Task description:
Quote all lines below exactly. Images stay out.

Material:

########################################

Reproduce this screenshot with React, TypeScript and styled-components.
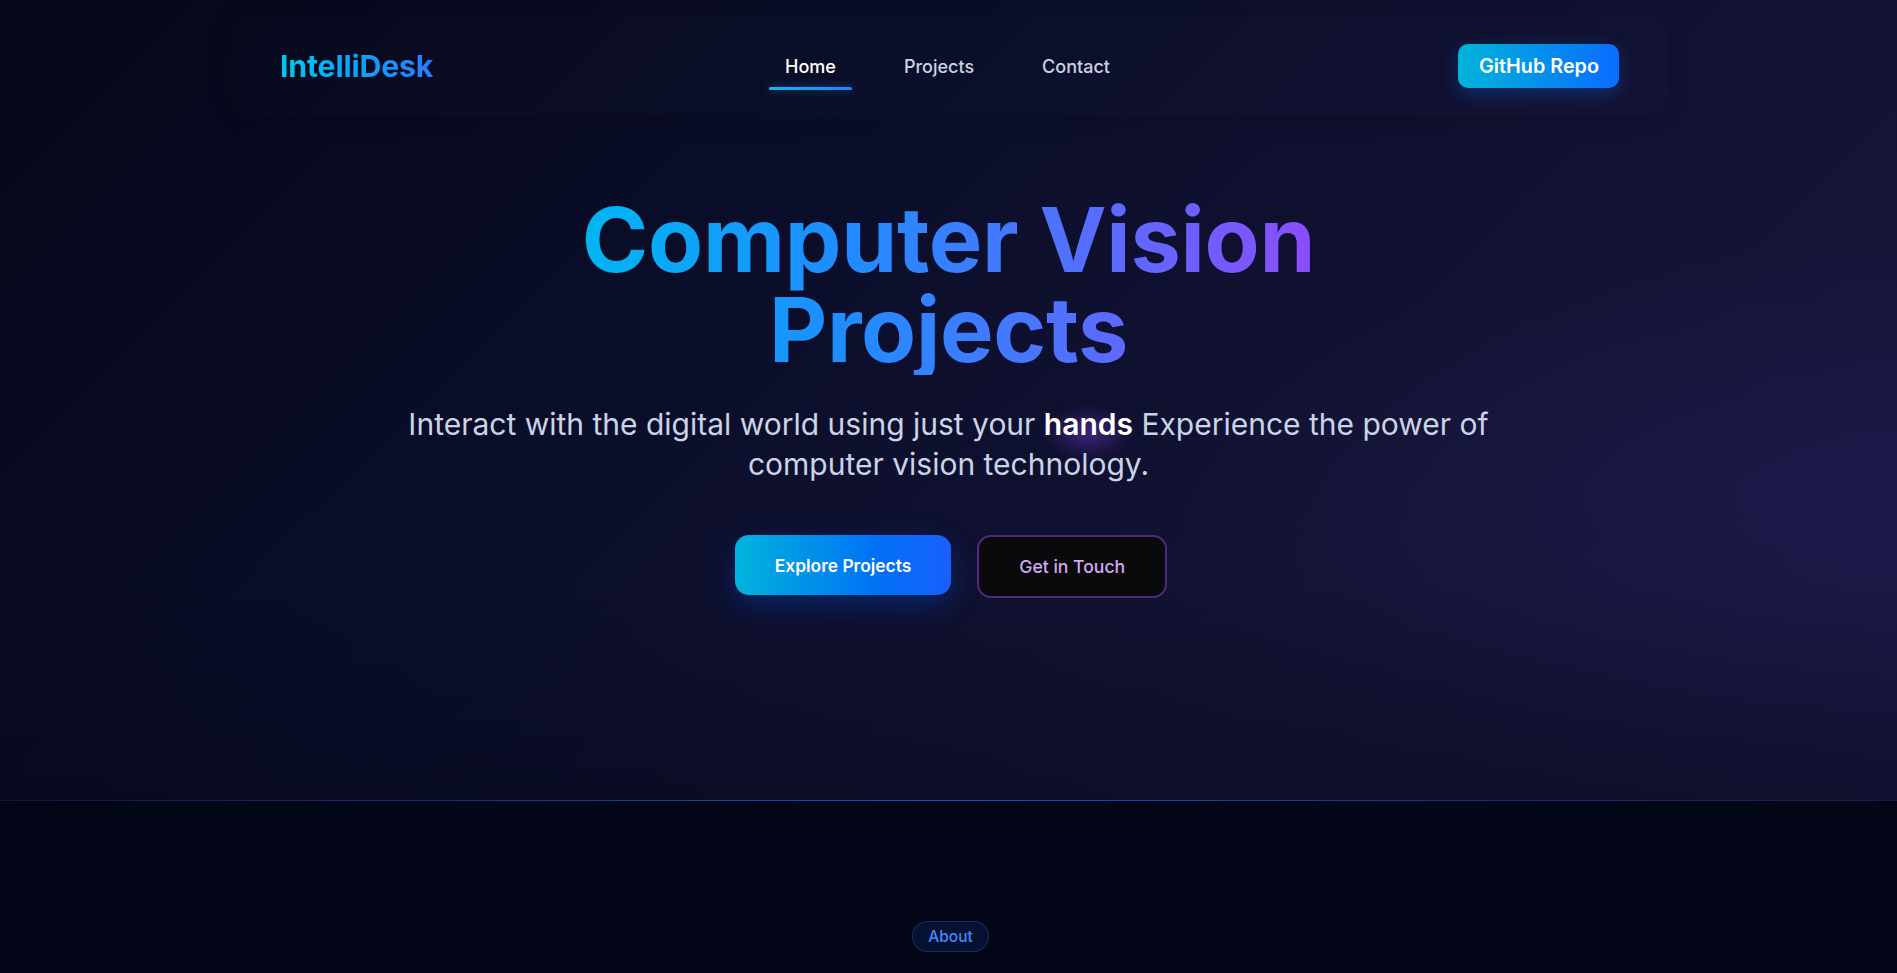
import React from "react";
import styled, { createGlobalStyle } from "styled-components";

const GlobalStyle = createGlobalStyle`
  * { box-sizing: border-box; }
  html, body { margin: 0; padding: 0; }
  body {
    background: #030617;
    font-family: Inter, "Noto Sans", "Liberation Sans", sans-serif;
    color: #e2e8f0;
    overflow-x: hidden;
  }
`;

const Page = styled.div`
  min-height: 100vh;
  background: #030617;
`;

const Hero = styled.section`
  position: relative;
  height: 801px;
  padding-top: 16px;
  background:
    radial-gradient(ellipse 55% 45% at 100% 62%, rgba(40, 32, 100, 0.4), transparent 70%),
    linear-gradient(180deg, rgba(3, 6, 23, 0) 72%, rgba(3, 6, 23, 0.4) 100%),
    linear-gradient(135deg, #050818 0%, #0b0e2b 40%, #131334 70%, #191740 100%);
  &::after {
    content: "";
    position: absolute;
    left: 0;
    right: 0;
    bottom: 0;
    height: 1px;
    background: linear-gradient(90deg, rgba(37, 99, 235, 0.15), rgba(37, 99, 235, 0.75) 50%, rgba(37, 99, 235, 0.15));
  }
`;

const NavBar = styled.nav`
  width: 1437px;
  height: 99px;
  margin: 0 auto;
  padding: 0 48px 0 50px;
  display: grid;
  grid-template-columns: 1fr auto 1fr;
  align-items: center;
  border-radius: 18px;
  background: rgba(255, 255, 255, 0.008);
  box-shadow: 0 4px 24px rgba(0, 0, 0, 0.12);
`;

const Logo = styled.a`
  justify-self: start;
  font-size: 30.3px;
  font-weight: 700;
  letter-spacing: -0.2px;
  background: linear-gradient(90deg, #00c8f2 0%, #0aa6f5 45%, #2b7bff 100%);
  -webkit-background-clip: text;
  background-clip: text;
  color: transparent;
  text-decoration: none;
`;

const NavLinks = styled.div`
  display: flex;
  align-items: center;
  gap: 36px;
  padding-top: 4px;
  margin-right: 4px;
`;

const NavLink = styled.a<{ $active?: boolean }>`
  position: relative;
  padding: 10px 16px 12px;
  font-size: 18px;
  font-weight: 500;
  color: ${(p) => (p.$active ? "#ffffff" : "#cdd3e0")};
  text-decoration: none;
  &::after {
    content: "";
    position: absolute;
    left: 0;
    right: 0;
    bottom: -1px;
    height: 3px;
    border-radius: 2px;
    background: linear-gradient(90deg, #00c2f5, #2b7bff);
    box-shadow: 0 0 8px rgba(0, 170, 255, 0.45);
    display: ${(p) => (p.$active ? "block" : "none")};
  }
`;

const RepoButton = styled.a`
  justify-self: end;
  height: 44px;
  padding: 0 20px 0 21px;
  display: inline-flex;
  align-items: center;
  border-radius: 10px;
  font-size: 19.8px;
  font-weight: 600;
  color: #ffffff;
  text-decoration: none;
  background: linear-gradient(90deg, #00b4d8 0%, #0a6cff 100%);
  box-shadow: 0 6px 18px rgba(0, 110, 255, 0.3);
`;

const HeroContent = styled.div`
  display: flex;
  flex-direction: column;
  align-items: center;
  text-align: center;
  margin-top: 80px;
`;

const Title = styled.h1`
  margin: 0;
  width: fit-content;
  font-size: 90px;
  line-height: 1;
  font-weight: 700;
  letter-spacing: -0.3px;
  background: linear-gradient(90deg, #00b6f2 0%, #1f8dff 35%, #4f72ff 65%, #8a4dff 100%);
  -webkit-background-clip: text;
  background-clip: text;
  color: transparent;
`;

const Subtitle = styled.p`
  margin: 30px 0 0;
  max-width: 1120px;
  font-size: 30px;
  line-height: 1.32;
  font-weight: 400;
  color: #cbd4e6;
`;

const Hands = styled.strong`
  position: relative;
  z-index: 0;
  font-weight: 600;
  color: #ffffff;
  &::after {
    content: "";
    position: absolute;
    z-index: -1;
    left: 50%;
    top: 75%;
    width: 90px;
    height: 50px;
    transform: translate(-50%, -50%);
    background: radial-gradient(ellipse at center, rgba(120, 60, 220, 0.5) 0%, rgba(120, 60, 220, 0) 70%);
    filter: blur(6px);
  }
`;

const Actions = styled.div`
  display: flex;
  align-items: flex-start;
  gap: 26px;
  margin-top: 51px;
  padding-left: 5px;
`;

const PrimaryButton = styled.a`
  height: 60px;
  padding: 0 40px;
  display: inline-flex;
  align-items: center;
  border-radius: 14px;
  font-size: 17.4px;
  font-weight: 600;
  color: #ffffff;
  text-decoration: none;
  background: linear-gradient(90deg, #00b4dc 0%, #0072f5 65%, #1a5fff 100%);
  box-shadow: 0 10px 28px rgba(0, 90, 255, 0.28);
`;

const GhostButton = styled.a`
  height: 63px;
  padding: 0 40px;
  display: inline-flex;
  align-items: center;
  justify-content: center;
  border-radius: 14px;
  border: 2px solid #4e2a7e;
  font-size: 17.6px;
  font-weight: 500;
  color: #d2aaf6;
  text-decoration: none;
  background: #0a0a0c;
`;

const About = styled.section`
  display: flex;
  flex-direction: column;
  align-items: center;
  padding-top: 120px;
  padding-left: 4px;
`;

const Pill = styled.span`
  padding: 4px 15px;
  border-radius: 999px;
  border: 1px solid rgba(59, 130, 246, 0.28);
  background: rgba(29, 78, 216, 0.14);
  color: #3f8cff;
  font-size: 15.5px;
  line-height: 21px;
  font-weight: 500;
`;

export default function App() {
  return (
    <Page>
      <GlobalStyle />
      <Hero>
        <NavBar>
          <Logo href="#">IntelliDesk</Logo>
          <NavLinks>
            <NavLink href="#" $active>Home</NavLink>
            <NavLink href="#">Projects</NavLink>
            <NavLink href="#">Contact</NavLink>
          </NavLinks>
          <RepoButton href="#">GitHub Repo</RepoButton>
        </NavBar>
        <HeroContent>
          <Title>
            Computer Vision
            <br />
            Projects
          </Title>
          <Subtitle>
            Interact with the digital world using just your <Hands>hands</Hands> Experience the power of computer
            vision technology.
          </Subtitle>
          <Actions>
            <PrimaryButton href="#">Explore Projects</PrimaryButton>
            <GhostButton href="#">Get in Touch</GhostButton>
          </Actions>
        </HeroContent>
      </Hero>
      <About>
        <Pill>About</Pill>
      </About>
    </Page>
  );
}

########################################

Expected answer:
Reproduce this screenshot with React, TypeScript and styled-components.
import React from "react";
import styled, { createGlobalStyle } from "styled-components";

const GlobalStyle = createGlobalStyle`
  * { box-sizing: border-box; }
  html, body { margin: 0; padding: 0; }
  body {
    background: #030617;
    font-family: Inter, "Noto Sans", "Liberation Sans", sans-serif;
    color: #e2e8f0;
    overflow-x: hidden;
  }
`;

const Page = styled.div`
  min-height: 100vh;
  background: #030617;
`;

const Hero = styled.section`
  position: relative;
  height: 801px;
  padding-top: 16px;
  background:
    radial-gradient(ellipse 55% 45% at 100% 62%, rgba(40, 32, 100, 0.4), transparent 70%),
    linear-gradient(180deg, rgba(3, 6, 23, 0) 72%, rgba(3, 6, 23, 0.4) 100%),
    linear-gradient(135deg, #050818 0%, #0b0e2b 40%, #131334 70%, #191740 100%);
  &::after {
    content: "";
    position: absolute;
    left: 0;
    right: 0;
    bottom: 0;
    height: 1px;
    background: linear-gradient(90deg, rgba(37, 99, 235, 0.15), rgba(37, 99, 235, 0.75) 50%, rgba(37, 99, 235, 0.15));
  }
`;

const NavBar = styled.nav`
  width: 1437px;
  height: 99px;
  margin: 0 auto;
  padding: 0 48px 0 50px;
  display: grid;
  grid-template-columns: 1fr auto 1fr;
  align-items: center;
  border-radius: 18px;
  background: rgba(255, 255, 255, 0.008);
  box-shadow: 0 4px 24px rgba(0, 0, 0, 0.12);
`;

const Logo = styled.a`
  justify-self: start;
  font-size: 30.3px;
  font-weight: 700;
  letter-spacing: -0.2px;
  background: linear-gradient(90deg, #00c8f2 0%, #0aa6f5 45%, #2b7bff 100%);
  -webkit-background-clip: text;
  background-clip: text;
  color: transparent;
  text-decoration: none;
`;

const NavLinks = styled.div`
  display: flex;
  align-items: center;
  gap: 36px;
  padding-top: 4px;
  margin-right: 4px;
`;

const NavLink = styled.a<{ $active?: boolean }>`
  position: relative;
  padding: 10px 16px 12px;
  font-size: 18px;
  font-weight: 500;
  color: ${(p) => (p.$active ? "#ffffff" : "#cdd3e0")};
  text-decoration: none;
  &::after {
    content: "";
    position: absolute;
    left: 0;
    right: 0;
    bottom: -1px;
    height: 3px;
    border-radius: 2px;
    background: linear-gradient(90deg, #00c2f5, #2b7bff);
    box-shadow: 0 0 8px rgba(0, 170, 255, 0.45);
    display: ${(p) => (p.$active ? "block" : "none")};
  }
`;

const RepoButton = styled.a`
  justify-self: end;
  height: 44px;
  padding: 0 20px 0 21px;
  display: inline-flex;
  align-items: center;
  border-radius: 10px;
  font-size: 19.8px;
  font-weight: 600;
  color: #ffffff;
  text-decoration: none;
  background: linear-gradient(90deg, #00b4d8 0%, #0a6cff 100%);
  box-shadow: 0 6px 18px rgba(0, 110, 255, 0.3);
`;

const HeroContent = styled.div`
  display: flex;
  flex-direction: column;
  align-items: center;
  text-align: center;
  margin-top: 80px;
`;

const Title = styled.h1`
  margin: 0;
  width: fit-content;
  font-size: 90px;
  line-height: 1;
  font-weight: 700;
  letter-spacing: -0.3px;
  background: linear-gradient(90deg, #00b6f2 0%, #1f8dff 35%, #4f72ff 65%, #8a4dff 100%);
  -webkit-background-clip: text;
  background-clip: text;
  color: transparent;
`;

const Subtitle = styled.p`
  margin: 30px 0 0;
  max-width: 1120px;
  font-size: 30px;
  line-height: 1.32;
  font-weight: 400;
  color: #cbd4e6;
`;

const Hands = styled.strong`
  position: relative;
  z-index: 0;
  font-weight: 600;
  color: #ffffff;
  &::after {
    content: "";
    position: absolute;
    z-index: -1;
    left: 50%;
    top: 75%;
    width: 90px;
    height: 50px;
    transform: translate(-50%, -50%);
    background: radial-gradient(ellipse at center, rgba(120, 60, 220, 0.5) 0%, rgba(120, 60, 220, 0) 70%);
    filter: blur(6px);
  }
`;

const Actions = styled.div`
  display: flex;
  align-items: flex-start;
  gap: 26px;
  margin-top: 51px;
  padding-left: 5px;
`;

const PrimaryButton = styled.a`
  height: 60px;
  padding: 0 40px;
  display: inline-flex;
  align-items: center;
  border-radius: 14px;
  font-size: 17.4px;
  font-weight: 600;
  color: #ffffff;
  text-decoration: none;
  background: linear-gradient(90deg, #00b4dc 0%, #0072f5 65%, #1a5fff 100%);
  box-shadow: 0 10px 28px rgba(0, 90, 255, 0.28);
`;

const GhostButton = styled.a`
  height: 63px;
  padding: 0 40px;
  display: inline-flex;
  align-items: center;
  justify-content: center;
  border-radius: 14px;
  border: 2px solid #4e2a7e;
  font-size: 17.6px;
  font-weight: 500;
  color: #d2aaf6;
  text-decoration: none;
  background: #0a0a0c;
`;

const About = styled.section`
  display: flex;
  flex-direction: column;
  align-items: center;
  padding-top: 120px;
  padding-left: 4px;
`;

const Pill = styled.span`
  padding: 4px 15px;
  border-radius: 999px;
  border: 1px solid rgba(59, 130, 246, 0.28);
  background: rgba(29, 78, 216, 0.14);
  color: #3f8cff;
  font-size: 15.5px;
  line-height: 21px;
  font-weight: 500;
`;

export default function App() {
  return (
    <Page>
      <GlobalStyle />
      <Hero>
        <NavBar>
          <Logo href="#">IntelliDesk</Logo>
          <NavLinks>
            <NavLink href="#" $active>Home</NavLink>
            <NavLink href="#">Projects</NavLink>
            <NavLink href="#">Contact</NavLink>
          </NavLinks>
          <RepoButton href="#">GitHub Repo</RepoButton>
        </NavBar>
        <HeroContent>
          <Title>
            Computer Vision
            <br />
            Projects
          </Title>
          <Subtitle>
            Interact with the digital world using just your <Hands>hands</Hands> Experience the power of computer
            vision technology.
          </Subtitle>
          <Actions>
            <PrimaryButton href="#">Explore Projects</PrimaryButton>
            <GhostButton href="#">Get in Touch</GhostButton>
          </Actions>
        </HeroContent>
      </Hero>
      <About>
        <Pill>About</Pill>
      </About>
    </Page>
  );
}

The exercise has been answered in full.